Ecco perché alla vecchia guardia del Pd, da Bersani a Damiano, conviene trattare con Renzi per assicurarsi una rappresentanza in Parlamento anziché rompere e scindersi

Dopo Bersani, che in un’intervista a Repubblica aveva detto che non ha alcuna intenzione di partecipare a un’eventuale scissione della minoranza Pd, anche Damiano, il presidente della Commissione lavoro della Camera che nei prossimi giorni dovrà guidare il primo confronto sul Jobs Act a Montecitorio, si schiera contro l’ipotesi della rottura, nata a cavallo della grande manifestazione della Cgil di sabato.
È del tutto logico che questa sia la posizione prevalente degli oppositori interni di Renzi, anche se i più giovani Fassina e Civati qualche dubbio ce l’hanno. La generazione che un quarto di secolo fa ammainò la bandiera del Pci difficilmente potrebbe accettare di fare il percorso inverso, per riaffacciarsi in un campo – quello della sinistra radicale – diviso e affollato di ambizioni e risentimenti personali.
A modo loro Bersani, D’Alema e il gruppo di post-comunisti usciti sconfitti nella partita con Renzi rivendicano di aver contribuito alla trasformazione in senso riformista del Pds, dei Ds e del Pd e alla costruzione di un centrosinistra di governo, sia pure con risultati alterni e in buona parte incompiuti.
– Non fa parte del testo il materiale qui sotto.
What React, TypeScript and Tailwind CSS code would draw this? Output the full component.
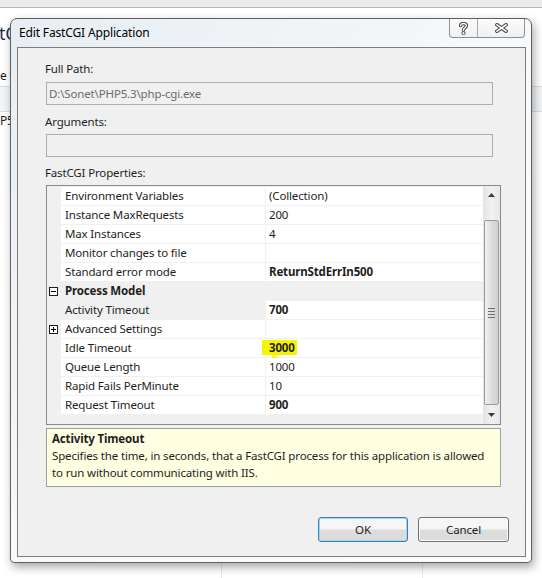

Di qui l’orgogliosa rivendicazione dell’appartenenza al partito fondato (meglio, rifondato) da Veltroni, e guidato da Franceschini e Bersani prima dell’attuale premier.
Ma ci sono altre ragioni per cui la minoranza Pd preferisce la battaglia interna alla rottura. La prima è che le scissioni, quando si fanno, si organizzano a ridosso di elezioni, che in questo caso non sono ancora sicure. La seconda è che alla Camera i bersaniani sono convinti di poter contare su rapporti di forza diversi da quelli del Senato: ci sarebbero una trentina di voti di deputati da negoziare e un buco di queste dimensioni metterebbe a rischio l’approvazione del Jobs Act, la riforma più attesa dall’Italia in Europa.
E qui si inserisce la terza ragione per cui la minoranza si prepara a trattare con il segretario. In Parlamento nelle prossime settimane marceranno insieme il Jobs Act e la nuova legge elettorale, che Renzi vorrebbe far approvare entro la fine dell’anno, in una stagione in cui il calendario dei lavori è già gravato dalla legge di stabilità. Si delinea quindi la possibilità di uno scambio tra voto a favore del Jobs Act e modifica dell’Italicum, all’interno del quale Renzi vorrebbe spostare il premio di maggioranza dalla coalizione alla lista, mentre la minoranza, in accordo con gli alleati minori del governo, vorrebbe inserire le preferenze. Le quali, nel clima di rivoluzione permanente che Renzi mantiene nel Pd, rappresentano per la vecchia guardia la garanzia per potersi confrontare sul territorio e tra gli elettori di centrosinistra e assicurarsi una rappresentanza parlamentare, limitando il potere del leader di scegliersi gli eletti.